Wed Nov 24, 2021, 01:25 PM
Nov 2021


He was speaking at the “Passing the Torch” conference at Duquesne University in October 2013. While the agency, per se, was not involved, Talbot named former Director Dulles as “the Chairman of the Board of the assassination.” He then proceeded to explain how.

https://www.democraticunderground.com/10024105197

Here’s an excerpt of his thoughts on the subject:



The Devil’s Chessboard: Allen Dulles, the CIA, and the Rise of the American Secret Government

DAVID TALBOT
Who What Why, 07/26/17

Excerpt…

It was Dulles himself who jumped in to put out the Truman fire. Soon after the Post published Truman’s diatribe, Dulles began a campaign to get the retired president to disavow his opinion piece. The spymaster began by enlisting the help of Washington power attorney Clark Clifford, the former Truman counselor who chaired President Johnson’s intelligence advisory board. The CIA “was really HST’s baby or at least his adopted child,” Dulles pointed out in a letter to Clifford. Perhaps the attorney could talk some sense into the tough old bird and get him to retract his harsh criticisms of the agency.

Dulles also appealed directly to Truman in a strongly worded letter, telling the former president that he was “deeply disturbed” by his article. In the eight-page letter that he mailed on January 7, 1964, Dulles tried to implicate Truman himself. Calling Truman the “father of our modern intelligence system,” Dulles reminded him that it was “you, through National Security Council action, [who] approved the organization in CIA of a new office to carry out covert operations.” So, Dulles continued, Truman’s ill-advised rant in the Post amounted to “a repudiation of a policy” that the former president himself “had the great courage and wisdom to initiate.”

To an extent, Dulles had a point. As the spymaster pointed out, the Truman Doctrine had indeed authorized an aggressive strategy aimed at thwarting Communist advances in Western Europe, including CIA intervention in the 1948 Italian elections. But Truman was correct in charging that, under Eisenhower, Dulles had led the CIA much deeper into skulduggery than he ever envisioned.

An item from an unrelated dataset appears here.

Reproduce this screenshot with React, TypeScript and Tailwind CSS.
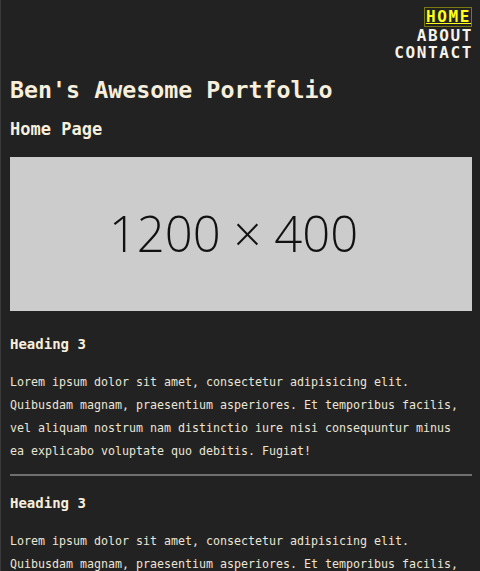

Unmoved by Dulles’s letter, Truman stood by his article. Realizing the threat that Truman posed, Dulles continued his crusade to discredit the Post essay well into the following year. Confident of his powers of persuasion, the spymaster made a personal trek to Independence, Missouri, in April, arranging to meet face-to-face with Truman at his presidential library. After exchanging a few minutes of small talk about the old days, Dulles mounted his assault on Truman, employing his usual mix of sweet talk and arm-twisting. But Truman — even on the brink of turning eighty — was no pushover, and Dulles’s efforts proved fruitless.

Still, Dulles would not accept defeat. Unable to alter reality, he simply altered the record, like any good spy. On April 21, 1964, upon returning to Washington, Dulles wrote a letter about his half-hour meeting with Truman to CIA general counsel Lawrence Houston. During their conversation at the Truman Library, Dulles claimed in his letter, the elderly ex-president seemed “quite astounded” by his own attack on the CIA when the spymaster showed him a copy of the Post article. As he looked it over, Truman reacted as if he were reading it for the first time, according to Dulles. “He said that [the article] was all wrong. He then said that he felt it had made a very unfortunate impression.”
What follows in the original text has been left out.